Create a new directory where we will declare the serving function and its definitions.

$ mkdir -p monitoring_model/src
$ cd monitoring_model
$ touch src/func_main.py

Inside the src/func_main.py file put the following code:

Python
import numpy as np
import hydro_serving_grpc as hs
from joblib import dump, load
import collections

init_value = 1.0  # Default value, means that the sample is 'inlier'
window_len = 5  # Length of data sequence required for model.

window = collections.deque(maxlen=window_len)
outlier_detection_model = load('/model/files/iforest.joblib')


def infer(pickups_last_hour, pickups_next_hour):
    global window

    # serving.yaml defines that the type of input is int, so we take int_val 
    # from input sample. The pickups_next_hour parameter is a prediction of 
    # the target monitored model.
    input_value = int(pickups_last_hour.int_val[0])

    if len(window) < window_len-1:
        window.append(input_value)
        return pack_predict(init_value)
    else:
        window.append(input_value)
        prediction_vector = np.array(window)
        # Make a prediction
        result = outlier_detection_model.predict(prediction_vector.reshape(1, 5))
        # Pack the answer
        return pack_predict(result[0])


def pack_predict(result):
    tensor = hs.TensorProto(
        dtype=hs.DT_DOUBLE,
        double_val=[result],
        tensor_shape=hs.TensorShapeProto()
    )
    return hs.PredictResponse(outputs={"value": tensor})

This model also have to be packed with a model definition.

kind: Model
name: nyc_taxi_monitoring
runtime: "hydrosphere/serving-runtime-python-3.6:2.2.1"
install-command: "pip install -r requirements.txt"
payload:
  - "src/"
  - "requirements.txt"
  - "iforest.joblib"

contract:
  name: infer
  inputs:
    pickups_last_hour:
      shape: scalar
      type: int32
      profile: numerical
    pickups_next_hour:
      shape: scalar
      type: int32
      profile: numerical
  outputs:
    value:
      shape: scalar
      type: double
      profile: numerical

Inputs of this model are the inputs of the monitored model plus the outputs of the monitored model. As an output for the monitoring model we will use the value field.

Pay attention to the model’s payload. It has the src folder that we have just created, requirements.txt with all dependencies and iforest.joblib, e.g. our newly trained serialized IsolationForest model.

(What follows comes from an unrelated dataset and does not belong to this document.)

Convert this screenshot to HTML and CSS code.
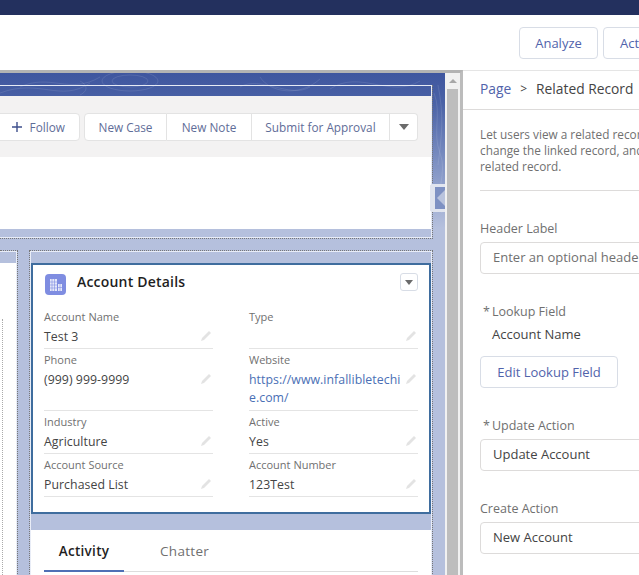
FILE: index.html
```html
<!DOCTYPE html>
<html lang="en">
<head>
<meta charset="utf-8">
<title>Lightning App Builder</title>
<link rel="stylesheet" href="styles.css">
</head>
<body>
<div class="topbar"></div>
<header class="toolbar">
  <button class="btn tool-btn analyze">Analyze</button>
  <button class="btn tool-btn activation">Activation</button>
</header>
<main class="main">
  <section class="canvas">
    <div class="stage">
      <svg class="topo" viewBox="0 0 445 180" width="445" height="180" fill="none" stroke="#ffffff" stroke-opacity=".1">
        <path d="M0 20C40 5 60 30 90 10M20 14C50 0 70 22 100 4M240 14c20-12 50 12 70 0M260 4c10 16 40 20 60 2M80 8c8 4 8 10 0 14M330 16c30-20 60 10 90-8"/>
        <ellipse cx="130" cy="8" rx="28" ry="10"/>
        <ellipse cx="130" cy="8" rx="18" ry="6"/>
        <path d="M434 20c8 20-2 40 6 60s-6 40 2 60M438 12c6 30 4 50 0 80"/>
      </svg>
      <div class="highlights">
        <div class="hl-inner">
          <div class="hl-actions">
            <button class="act follow"><svg class="plus" viewBox="0 0 12 12" width="12" height="12"><path d="M6 1v10M1 6h10" stroke="#3e4f8c" stroke-width="1.4"/></svg>Follow</button>
            <div class="group">
              <button class="group-item case">New Case</button>
              <button class="group-item note">New Note</button>
              <button class="group-item submit">Submit for Approval</button>
              <button class="group-item more"><span class="caret"></span></button>
            </div>
          </div>
          <div class="hl-body"></div>
          <div class="hl-foot"></div>
        </div>
      </div>
      <div class="columns">
        <div class="col-left"><div class="left-card"><div class="left-inner"></div></div></div>
        <div class="col-right">
          <article class="details">
            <div class="details-head">
              <span class="obj-icon">
                <svg viewBox="0 0 14 14" width="14" height="14"><path d="M1 1h7v12H1zM9 6h4v7H9z" fill="#ffffff" fill-opacity=".8"/><path d="M3 1v12M5.5 1v12M1 4h7M1 7h7M1 10h7M11 6v7M9 9.500h4" stroke="#7f8de1" stroke-width=".6" fill="none"/></svg>
              </span>
              <h2 class="details-title">Account Details</h2>
              <button class="mini-menu"><span class="caret small"></span></button>
            </div>
            <div class="fields">
              <div class="field"><div class="f-label">Account Name</div><div class="f-row"><div class="f-value">Test 3</div><svg class="pen" viewBox="0 0 14 14" width="14" height="14"><path d="M2 12l1-3 7-7 2 2-7 7z" fill="#e3e3e3"/></svg></div></div>
              <div class="field"><div class="f-label">Type</div><div class="f-row"><div class="f-value"></div><svg class="pen" viewBox="0 0 14 14" width="14" height="14"><path d="M2 12l1-3 7-7 2 2-7 7z" fill="#e3e3e3"/></svg></div></div>
              <div class="field"><div class="f-label">Phone</div><div class="f-row"><div class="f-value">(999) 999-9999</div><svg class="pen" viewBox="0 0 14 14" width="14" height="14"><path d="M2 12l1-3 7-7 2 2-7 7z" fill="#e3e3e3"/></svg></div></div>
              <div class="field"><div class="f-label">Website</div><div class="f-row"><div class="f-value link">https://www.infallibletechie.com/</div><svg class="pen" viewBox="0 0 14 14" width="14" height="14"><path d="M2 12l1-3 7-7 2 2-7 7z" fill="#e3e3e3"/></svg></div></div>
              <div class="field"><div class="f-label">Industry</div><div class="f-row"><div class="f-value">Agriculture</div><svg class="pen" viewBox="0 0 14 14" width="14" height="14"><path d="M2 12l1-3 7-7 2 2-7 7z" fill="#e3e3e3"/></svg></div></div>
              <div class="field"><div class="f-label">Active</div><div class="f-row"><div class="f-value">Yes</div><svg class="pen" viewBox="0 0 14 14" width="14" height="14"><path d="M2 12l1-3 7-7 2 2-7 7z" fill="#e3e3e3"/></svg></div></div>
              <div class="field"><div class="f-label">Account Source</div><div class="f-row"><div class="f-value">Purchased List</div><svg class="pen" viewBox="0 0 14 14" width="14" height="14"><path d="M2 12l1-3 7-7 2 2-7 7z" fill="#e3e3e3"/></svg></div></div>
              <div class="field"><div class="f-label">Account Number</div><div class="f-row"><div class="f-value">123Test</div><svg class="pen" viewBox="0 0 14 14" width="14" height="14"><path d="M2 12l1-3 7-7 2 2-7 7z" fill="#e3e3e3"/></svg></div></div>
            </div>
          </article>
          <div class="tabs-card">
            <div class="tabs">
              <div class="tab active">Activity</div>
              <div class="tab">Chatter</div>
            </div>
          </div>
        </div>
      </div>
      <div class="collapse"><span class="collapse-tri"></span></div>
    </div>
    <div class="scrollbar">
      <span class="scroll-up"></span>
      <span class="scroll-thumb"></span>
    </div>
  </section>
  <aside class="panel">
    <nav class="crumbs"><a class="crumb-link">Page</a><span class="crumb-sep">&gt;</span><span class="crumb-current">Related Record</span></nav>
    <div class="panel-body">
      <p class="desc">Let users view a related record, and let them<br>change the linked record, and edit the<br>related record.</p>
      <hr class="rule">
      <label class="p-label first">Header Label</label>
      <div class="input placeholder">Enter an optional header label</div>
      <label class="p-label lookup"><span class="req">*</span>Lookup Field</label>
      <div class="lookup-value">Account Name</div>
      <button class="btn edit-btn">Edit Lookup Field</button>
      <label class="p-label update"><span class="req">*</span>Update Action</label>
      <div class="input">Update Account</div>
      <label class="p-label create">Create Action</label>
      <div class="input">New Account</div>
    </div>
  </aside>
</main>
</body>
</html>
```
FILE: styles.css
```css
* { box-sizing: border-box; }
html, body { margin: 0; height: 100%; }
body {
  width: 639px;
  height: 575px;
  overflow: hidden;
  background: #fff;
  font-family: "Open Sans", "Noto Sans", sans-serif;
  color: #444;
  display: flex;
  flex-direction: column;
}
button { font: inherit; cursor: default; }
.topbar { height: 15px; background: #23305e; flex: none; }
.toolbar {
  height: 55px;
  flex: none;
  display: flex;
  gap: 5px;
  padding: 12px 0 0 519px;
  overflow: hidden;
  background: #fff;
}
.btn {
  background: #fff;
  border: 1px solid #d8dde6;
  border-radius: 4px;
  color: #5163ab;
  font-size: 13px;
  padding: 0;
  white-space: nowrap;
}
.tool-btn { height: 32px; flex: none; text-align: center; }
.analyze { width: 79px; }
.activation { padding: 0 16px; }
.main { flex: 1; display: flex; min-height: 0; }
.canvas {
  width: 463px;
  flex: none;
  display: flex;
  border-top: 3px solid #b3b3b3;
  border-right: 3px solid #bcbcbc;
  overflow: hidden;
}
.stage {
  position: relative;
  width: 445px;
  flex: none;
  overflow: hidden;
  background: linear-gradient(180deg, #3f569f 0, #4a62a6 30px, #7e91c3 90px, #b5c0dd 155px, #b5c0dd 100%);
  padding-top: 12px;
}
.topo { position: absolute; left: 0; top: 0; }
.highlights {
  position: relative;
  margin-left: -20px;
  margin-right: 12px;
  border-right: 1px dotted #777;
  border-bottom: 1px dotted #777;
}
.hl-inner {
  border-top: 1px solid #e6eaf5;
  border-right: 1px solid #e6eaf5;
  border-bottom: 1px solid #e9edf7;
  padding-top: 10px;
}
.hl-actions {
  height: 61px;
  background: #f3f2f2;
  display: flex;
  justify-content: flex-end;
  align-items: center;
  gap: 4px;
  padding-right: 13px;
}
.act, .group-item {
  background: #fff;
  border: 1px solid #e3e3e3;
  color: #5f6d98;
  font-size: 11.8px;
  height: 28px;
  padding: 0;
  white-space: nowrap;
}
.act { border-radius: 4px; }
.follow {
  width: 140px;
  display: flex;
  align-items: center;
  justify-content: flex-end;
  padding-right: 14px;
  gap: 7px;
}
.group { display: flex; }
.group-item { border-left: 0; }
.case { width: 83px; border-left: 1px solid #e3e3e3; border-radius: 4px 0 0 4px; }
.note { width: 85px; }
.submit { width: 138px; }
.more { width: 28px; border-radius: 0 4px 4px 0; display: flex; align-items: center; justify-content: center; }
.caret {
  width: 0; height: 0;
  border-left: 5.5px solid transparent;
  border-right: 5.5px solid transparent;
  border-top: 6px solid #6b6b6b;
}
.caret.small { border-left-width: 4.5px; border-right-width: 4.5px; border-top-width: 5px; }
.hl-body { height: 72px; background: #fff; }
.hl-foot { height: 8px; }
.columns {
  position: relative;
  display: flex;
  gap: 11px;
  margin-top: 11px;
  padding-right: 12px;
}
.col-left {
  width: 18px;
  flex: none;
  border-top: 1px dotted #777;
  border-right: 1px dotted #777;
}
.left-card {
  border-top: 1px solid #e9edf7;
  border-right: 1px solid #e9edf7;
  height: 330px;
  padding-top: 11px;
}
.left-inner {
  height: 320px;
  background: #fff;
  padding-top: 56px;
}
.left-inner::before {
  content: "";
  display: block;
  width: 2px;
  height: 260px;
  border-right: 1px dotted #aaa;
}
.col-right {
  flex: 1;
  border-top: 1px dotted #777;
  border-left: 1px dotted #777;
  border-right: 1px dotted #777;
  box-shadow: inset 1px 1px 0 #e9edf7, inset -1px 0 0 #e9edf7;
  padding: 12px 1px 0;
}
.details {
  background: #fff;
  border: 2px solid #3f6d9e;
  height: 251px;
}
.details-head {
  height: 41px;
  display: flex;
  align-items: flex-start;
  padding: 8px 11px 0;
}
.obj-icon {
  width: 21px; height: 21px;
  background: #7f8de1;
  border-radius: 4px;
  display: flex;
  align-items: center;
  justify-content: center;
  flex: none;
  margin: 1px 0 0 1px;
}
.details-title {
  margin: 0 0 0 11px;
  flex: 1;
  font-size: 14px;
  line-height: 18px;
  font-weight: 600;
  color: #1f1f1f;
  letter-spacing: .2px;
}
.mini-menu {
  width: 18px; height: 18px;
  background: #fff;
  border: 1px solid #d8dde6;
  border-radius: 3px;
  padding: 0;
  display: flex;
  align-items: center;
  justify-content: center;
}
.fields {
  display: grid;
  grid-template-columns: 169px 169px;
  column-gap: 36px;
  padding: 0 11px;
}
.field {
  padding: 4px 0 2px;
  border-bottom: 1px solid #e4e4e4;
}
.f-label { font-size: 11px; line-height: 14px; color: #707070; }
.f-row { display: flex; align-items: flex-start; margin-top: 3px; }
.f-value {
  flex: 1;
  min-width: 0;
  font-size: 12.3px;
  line-height: 18px;
  min-height: 18px;
  padding-top: 1px;
  color: #444;
  word-break: break-all;
  letter-spacing: .05px;
}
.link { color: #4a6fb5; padding-right: 2px; padding-bottom: 1px; }
.pen { flex: none; margin: 2px 0 0 0; }
.tabs-card {
  background: #fff;
  margin-top: 16px;
  height: 60px;
  padding: 0 13px;
}
.tabs { display: flex; border-bottom: 1px solid #dddddd; height: 42px; }
.tab {
  font-size: 13.5px;
  color: #707070;
  line-height: 42px;
  width: 116px;
  letter-spacing: .3px;
}
.tab.active {
  width: 80px;
  margin-right: 36px;
  color: #1f1f1f;
  font-weight: 600;
  text-align: center;
  border-bottom: 2px solid #4f6fb5;
  height: 42px;
}
.collapse {
  position: absolute;
  right: 0;
  top: 111px;
  width: 15px;
  height: 28px;
  background: #7e91c3;
  border: 3px solid #e1e5ef;
  border-left-width: 5px;
  border-right: 0;
  border-radius: 3px 0 0 3px;
  display: flex;
  align-items: center;
  justify-content: flex-end;
}
.collapse-tri {
  width: 0; height: 0;
  border-top: 8px solid transparent;
  border-bottom: 8px solid transparent;
  border-right: 8px solid #b9c3dd;
}
.scrollbar {
  flex: 1;
  background: #f1f1f1;
  display: flex;
  flex-direction: column;
  align-items: center;
}
.scroll-up {
  margin-top: 6px;
  width: 0; height: 0;
  border-left: 4px solid transparent;
  border-right: 4px solid transparent;
  border-bottom: 4px solid #a8a8a8;
  flex: none;
}
.scroll-thumb { margin-top: 6px; width: 11px; flex: 1; background: #bdbdbd; }
.panel {
  flex: 1;
  min-width: 0;
  overflow: hidden;
  background: #fff;
  border-top: 1px solid #e5e5e5;
}
.crumbs {
  height: 39px;
  border-bottom: 1px solid #dddbda;
  display: flex;
  align-items: center;
  padding: 0 0 3px 17px;
  font-size: 13.8px;
  white-space: nowrap;
}
.crumb-link { color: #5163ab; }
.crumb-sep { margin: 0 9px; font-size: 12px; }
.panel-body { padding: 0 0 0 17px; width: 280px; }
.desc {
  margin: 16px 0 0;
  font-size: 11.8px;
  line-height: 16px;
  color: #707070;
  white-space: nowrap;
}
.rule { border: 0; border-top: 1px solid #dddbda; margin: 16px 0 0; }
.p-label { display: block; font-size: 12.5px; line-height: 16px; color: #707070; margin-top: 30px; }
.req { margin: 0 2px 0 3px; }
.input {
  margin-top: 5px;
  height: 32px;
  border: 1px solid #dddbda;
  border-radius: 4px;
  padding: 0 12px;
  font-size: 13px;
  line-height: 29px;
  color: #444;
  white-space: nowrap;
  overflow: hidden;
}
.placeholder { color: #707070; }
.lookup-value { margin: 5px 0 0 12px; font-size: 13px; line-height: 18px; color: #444; }
.edit-btn { display: block; width: 138px; height: 32px; margin-top: 13px; }
```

requirements.txt looks like this:

joblib==0.13.2
numpy==1.16.2
scikit-learn==0.20.2

The final directory structure should look like this:

.
├── iforest.joblib
├── requirements.txt
├── serving.yaml
└── src
    └── func_main.py

From that folder, upload the model to the Hydrosphere.

hs upload

Monitoring

Let’s create a monitoring metric for our pre-deployed regression model.

UI

  1. From the Models section, select the target model you would like to deploy, and select the desired model version;
  2. Open Monitoring tab.
  3. At the bottom of the page, click the Add Metric button;
  4. From the opened window click Add Metric button;
    1. Specify the name of the metric;
    2. Choose monitoring model;
    3. Choose a version of the monitoring model;
    4. Select the comparison operator GreaterEq. This means that whenever our metric value drops below 0, an alarm will be fired.
    5. Set the threshold value to 0.
    6. Click Add Metric button.

That’s it. Now you have a monitored taxi pickups regression model deployed on the Hydrosphere platform.